QUESTIONS IN SCIENCE
What Are Atoms?
Everything around us is made of small particles called atoms. Two or more atoms form a molecule, which is the basis of each substance. For example, a water molecule consists of two atoms of hydrogen and one atom of oxygen. Molecules of a solid substance are held together by a very strong force, so they can only vibrate. The force holding the molecules of a liquid is weaker, and molecules in gases move around freely. It was once thought that the atom was the smallest particle of matter. But scientists later found out that atoms are made of smaller particles called electrons and protons. They each have an electric charge. Electrons have a negative charge and move around a nucleus. Protons have a positive charge and are attached to the nucleus. Some atoms have particles called neutrons which are also tied to the nucleus.
What Makes a Flame
A flame is a bright mixture generated by the combustion (burning) of a substance, either solid, liquid, or gas. For a flame to be generated, there has to be three elements: heat, the combustive (oxygen), and the combustible (some substance that burns). A match bursts into flame when the ‘head’ is at the right temperature for the oxygen to light the sulfur. When we blow on the match, we reduce the temperature and interrupt the combustion.
Why Does Lightning Strike?
Spectacular lightning strikes are caused by short, violent transfers of electric charges, either between two clouds, or between clouds and the Earth. The lower parts of clouds accumulate lots of negative charges -- whilst on the ground, positive electric charges accumulate. When there’s a build-up of negative charges in the sky, these charges start moving toward the positive charges on Earth. This causes lightning. It, in turn, causes a further exchange of positive charges from Earth. Then the negative electric charges jump towards the upper parts of the cloud, which is when we see the lightning flashing.
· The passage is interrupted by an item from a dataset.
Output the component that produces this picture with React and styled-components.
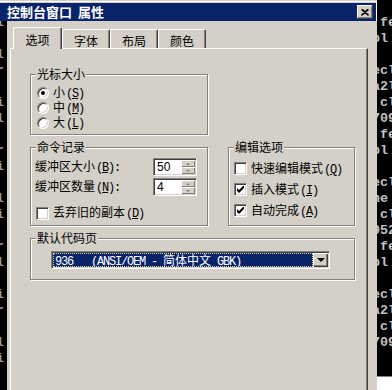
import React from "react";
import styled, { createGlobalStyle } from "styled-components";

const FACE = "#d4d0c8";
const SHADOW = "#808080";
const DARK = "#404040";
const NAVY = "#0a246a";

const GlobalStyle = createGlobalStyle`
  html, body {
    margin: 0;
    padding: 0;
    background: #000;
  }
  body {
    width: 392px;
    height: 390px;
    overflow: hidden;
    font-family: "Noto Sans CJK SC", sans-serif;
    font-size: 12px;
    color: #000;
  }
`;

const Screen = styled.div`
  display: flex;
  width: 392px;
  height: 390px;
  overflow: hidden;
  background: #000;
`;

const Dialog = styled.div`
  width: 377px;
  flex: none;
  display: flex;
  flex-direction: column;
  box-sizing: border-box;
  padding-top: 3px;
  background: ${FACE};
  box-shadow: inset 0 1px 0 ${FACE}, inset 0 2px 0 #fff, inset -1px 0 0 #fff;
`;

const TitleBar = styled.div`
  height: 18px;
  margin-right: 1px;
  display: flex;
  align-items: center;
  justify-content: space-between;
  padding: 0 3px 0 7px;
  background: ${NAVY};
  color: #fff;
  font-weight: 700;
  font-size: 13px;
  line-height: 18px;
  white-space: pre;
`;

const CloseButton = styled.div`
  width: 16px;
  height: 14px;
  box-sizing: border-box;
  display: flex;
  align-items: center;
  justify-content: center;
  background: ${FACE};
  box-shadow: inset -1px -1px 0 ${DARK}, inset 1px 1px 0 #fff,
    inset -2px -2px 0 ${SHADOW};
`;

const Body = styled.div`
  flex: 1;
  display: flex;
  min-height: 0;
`;

const ConsoleEdge = styled.div`
  width: 7px;
  flex: none;
  background: #000;
  overflow: hidden;
`;

const Main = styled.div`
  flex: 1;
  display: flex;
  flex-direction: column;
  padding: 6px 9px 0 3px;
  background: ${FACE};
`;

const TabStrip = styled.div`
  height: 21px;
  display: flex;
  align-items: flex-end;
  padding-left: 3px;
`;

const Tab = styled.div`
  box-sizing: border-box;
  width: ${(p) => (p.$active ? 49 : 48)}px;
  height: ${(p) => (p.$active ? 22 : 19)}px;
  margin-bottom: ${(p) => (p.$active ? -1 : 0)}px;
  padding-top: ${(p) => (p.$active ? 5 : 4)}px;
  position: ${(p) => (p.$active ? "relative" : "static")};
  z-index: ${(p) => (p.$active ? 1 : "auto")};
  text-align: center;
  line-height: 14px;
  background: ${FACE};
  border-top: 1px solid #fff;
  border-left: 1px solid #fff;
  border-right: 1px solid ${DARK};
  box-shadow: inset -1px 0 0 ${SHADOW};
  border-radius: 2px 2px 0 0;
`;

const Panel = styled.div`
  flex: 1;
  border-top: 1px solid #fff;
  border-left: 1px solid #fff;
  border-right: 1px solid ${DARK};
  box-shadow: inset -1px 0 0 ${SHADOW};
  padding: 25px 0 0 19px;
`;

const Groups = styled.div`
  display: grid;
  grid-template-columns: 178px 127px;
  column-gap: 20px;
  row-gap: 12px;
`;

const GroupBox = styled.div`
  box-sizing: border-box;
  grid-column: ${(p) => p.$col || "auto"};
  border: 1px solid ${SHADOW};
  box-shadow: inset 1px 1px 0 #fff, 1px 1px 0 #fff;
  padding-bottom: ${(p) => p.$pb}px;
`;

const Legend = styled.div`
  width: fit-content;
  margin: -8px 0 0 5px;
  padding: 0 1px;
  line-height: 14px;
  background: ${FACE};
`;

const List = styled.div`
  margin-top: ${(p) => p.$top}px;
  display: flex;
  flex-direction: column;
`;

const OptionRow = styled.div`
  display: flex;
  align-items: center;
  gap: 4px;
  height: ${(p) => p.$h}px;
  padding-left: ${(p) => p.$indent}px;
  margin-top: ${(p) => p.$gap || 0}px;
  line-height: 14px;
  white-space: nowrap;
`;

const Latin = styled.span`
  font-family: "Liberation Mono", monospace;
  font-size: 12px;
  letter-spacing: -1.2px;
  margin-left: 1px;
`;

const Radio = styled.span`
  width: 12px;
  height: 12px;
  flex: none;
  box-sizing: border-box;
  border-radius: 50%;
  border: 1px solid;
  border-color: ${SHADOW} #fff #fff ${SHADOW};
  box-shadow: inset 1px 1px 0 ${DARK}, inset -1px -1px 0 ${FACE};
  background: #fff;
  display: flex;
  align-items: center;
  justify-content: center;

  &::after {
    content: "";
    width: 4px;
    height: 4px;
    border-radius: 50%;
    background: ${(p) => (p.$on ? "#000" : "transparent")};
  }
`;

const CheckBox = styled.span`
  width: 13px;
  height: 13px;
  flex: none;
  box-sizing: border-box;
  border: 1px solid;
  border-color: ${SHADOW} #fff #fff ${SHADOW};
  box-shadow: inset 1px 1px 0 ${DARK}, inset -1px -1px 0 ${FACE};
  background: #fff;
  display: flex;
  align-items: center;
  justify-content: center;
`;

const SpinRow = styled.div`
  display: flex;
  align-items: center;
  height: 20px;
  padding-left: 4px;
  white-space: nowrap;
`;

const SpinLabel = styled.span`
  width: 118px;
  line-height: 14px;
`;

const Spin = styled.div`
  width: 44px;
  height: 18px;
  box-sizing: border-box;
  display: flex;
  border: 1px solid;
  border-color: ${SHADOW} #fff #fff ${SHADOW};
  box-shadow: inset 1px 1px 0 ${DARK}, inset -1px -1px 0 ${FACE};
  padding: 1px;
  background: #fff;
`;

const SpinValue = styled.span`
  flex: 1;
  padding-left: 2px;
  font-family: "Liberation Sans", sans-serif;
  font-size: 12px;
  line-height: 14px;
`;

const SpinButtons = styled.div`
  width: 14px;
  display: flex;
  flex-direction: column;
`;

const SpinButton = styled.div`
  flex: 1;
  background: ${FACE};
  box-shadow: inset 1px 1px 0 #fff, inset -1px -1px 0 ${SHADOW};
  display: flex;
  align-items: center;
  justify-content: center;

  &::after {
    content: "";
    border-left: 2px solid transparent;
    border-right: 2px solid transparent;
    ${(p) =>
      p.$up
        ? `border-bottom: 2px solid ${SHADOW};`
        : `border-top: 2px solid ${SHADOW};`}
  }
`;

const Combo = styled.div`
  margin: 6px 0 0 20px;
  width: 279px;
  height: 18px;
  box-sizing: border-box;
  display: flex;
  border: 1px solid;
  border-color: ${SHADOW} #fff #fff ${SHADOW};
  box-shadow: inset 1px 1px 0 ${DARK}, inset -1px -1px 0 ${FACE};
  padding: 1px;
  background: #fff;
`;

const ComboValue = styled.div`
  flex: 1;
  box-sizing: border-box;
  background: ${NAVY};
  border: 1px dotted #e9dca0;
  color: #fff;
  line-height: 12px;
  white-space: pre;
  overflow: hidden;
`;

const Cjk = styled.span`
  font-family: "Noto Sans CJK SC", sans-serif;
  font-size: 12px;
  letter-spacing: 0;
`;

const ComboButton = styled.div`
  width: 15px;
  flex: none;
  background: ${FACE};
  box-shadow: inset 1px 1px 0 #fff, inset -1px -1px 0 ${DARK},
    inset -2px -2px 0 ${SHADOW};
  display: flex;
  align-items: center;
  justify-content: center;

  &::after {
    content: "";
    border-left: 4px solid transparent;
    border-right: 4px solid transparent;
    border-top: 4px solid #000;
  }
`;

const Console = styled.div`
  flex: 1;
  display: flex;
  flex-direction: column;
  overflow: hidden;
  background: #000;
`;

const ConsoleLines = styled.div`
  margin: ${(p) => p.$top}px 0 0 ${(p) => p.$shift}px;
`;

const ConsoleLine = styled.div`
  height: 16px;
  line-height: 16px;
  font-family: "Liberation Mono", monospace;
  font-weight: 700;
  font-size: 13.33px;
  color: ${(p) => p.$tone || "#c0c0c0"};
  white-space: pre;
`;

const ConsoleFoot = styled.div`
  margin-top: auto;
  height: 13px;
  background: #fff;
  border-top: 1px solid ${SHADOW};
`;

function Key({ k, after = "" }) {
  return (
    <Latin>
      (<u>{k}</u>){after}
    </Latin>
  );
}

function Tick() {
  return (
    <svg width="7" height="7" viewBox="0 0 7 7">
      <polygon points="0,2 2,4 7,-1 7,2 2,7 0,5" fill="#000" />
    </svg>
  );
}

const rightLines = [
  "", " fe", "bl", "", "ecl", "a2l", " cl", "709", " fe", "bl", "",
  "ecl", "ne", " cl", "952", " fe", "bl", "", "ecl", "a2l", " cl", "709",
];

const leftLines = [
  "i", "", "l", "r", "", "i", "l", "", "r", "i", "", "l", "i", "",
  "r", "l", "", "i", "r", "", "l", "i", "",
];

const tabs = ["选项", "字体", "布局", "颜色"];

const sizes = [
  { label: "小", key: "S", on: true },
  { label: "中", key: "M", on: false },
  { label: "大", key: "L", on: false },
];

const editOptions = [
  { label: "快速编辑模式", key: "Q", on: false },
  { label: "插入模式", key: "I", on: true },
  { label: "自动完成", key: "A", on: true },
];

export default function App() {
  return (
    <>
      <GlobalStyle />
      <Screen>
        <Dialog>
          <TitleBar>
            <span>控制台窗口  属性</span>
            <CloseButton>
              <svg width="8" height="7" viewBox="0 0 8 7">
                <path
                  d="M0.5 0.5 L7.5 6.5 M7.5 0.5 L0.5 6.5 M1.5 0.5 L7.5 6 M6.5 0.5 L0.5 6"
                  stroke="#000"
                  strokeWidth="1.2"
                />
              </svg>
            </CloseButton>
          </TitleBar>
          <Body>
            <ConsoleEdge>
              <ConsoleLines $top={-6} $shift={-4}>
                {leftLines.map((l, i) => (
                  <ConsoleLine key={i} $tone="#9a9a9a">
                    {l}
                  </ConsoleLine>
                ))}
              </ConsoleLines>
            </ConsoleEdge>
            <Main>
              <TabStrip>
                {tabs.map((t, i) => (
                  <Tab key={t} $active={i === 0}>
                    {t}
                  </Tab>
                ))}
              </TabStrip>
              <Panel>
                <Groups>
                  <GroupBox $col="1" $pb={4}>
                    <Legend>光标大小</Legend>
                    <List $top={4}>
                      {sizes.map((s) => (
                        <OptionRow key={s.key} $h={15} $indent={6}>
                          <Radio $on={s.on} />
                          <span>
                            {s.label}
                            <Key k={s.key} />
                          </span>
                        </OptionRow>
                      ))}
                    </List>
                  </GroupBox>
                  <GroupBox $col="1" $pb={4}>
                    <Legend>命令记录</Legend>
                    <List $top={3}>
                      <SpinRow>
                        <SpinLabel>
                          缓冲区大小
                          <Key k="B" after=":" />
                        </SpinLabel>
                        <Spin>
                          <SpinValue>50</SpinValue>
                          <SpinButtons>
                            <SpinButton $up />
                            <SpinButton />
                          </SpinButtons>
                        </Spin>
                      </SpinRow>
                      <SpinRow>
                        <SpinLabel>
                          缓冲区数量
                          <Key k="N" after=":" />
                        </SpinLabel>
                        <Spin>
                          <SpinValue>4</SpinValue>
                          <SpinButtons>
                            <SpinButton $up />
                            <SpinButton />
                          </SpinButtons>
                        </Spin>
                      </SpinRow>
                      <OptionRow $h={16} $indent={5} $gap={8}>
                        <CheckBox />
                        <span>
                          丢弃旧的副本
                          <Key k="D" />
                        </span>
                      </OptionRow>
                    </List>
                  </GroupBox>
                  <GroupBox $col="2" $pb={0}>
                    <Legend>编辑选项</Legend>
                    <List $top={4}>
                      {editOptions.map((o) => (
                        <OptionRow key={o.key} $h={21} $indent={5}>
                          <CheckBox>{o.on && <Tick />}</CheckBox>
                          <span>
                            {o.label}
                            <Key k={o.key} />
                          </span>
                        </OptionRow>
                      ))}
                    </List>
                  </GroupBox>
                  <GroupBox $col="1 / span 2" $pb={10}>
                    <Legend>默认代码页</Legend>
                    <Combo>
                      <ComboValue>
                        <Latin>
                          {"936   (ANSI/OEM - "}
                          <Cjk>简体中文</Cjk>
                          {" GBK)"}
                        </Latin>
                      </ComboValue>
                      <ComboButton />
                    </Combo>
                  </GroupBox>
                </Groups>
              </Panel>
            </Main>
          </Body>
        </Dialog>
        <Console>
          <ConsoleLines $top={-1} $shift={-5}>
            {rightLines.map((l, i) => (
              <ConsoleLine key={i}>{l}</ConsoleLine>
            ))}
          </ConsoleLines>
          <ConsoleFoot />
        </Console>
      </Screen>
    </>
  );
}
Why Does a Light Bulb Get Hot?
Light shines from an electric bulb because of the tungsten element inside. The electricity enters the bulb along a filament, goes around the tungsten spiral, and out through another filament. Tungsten is an extremely thin material, so it is hard for the electric current to pass through it. The force needed heats the tungsten to the point where it results in light. And so the bulb gives off both light and heat.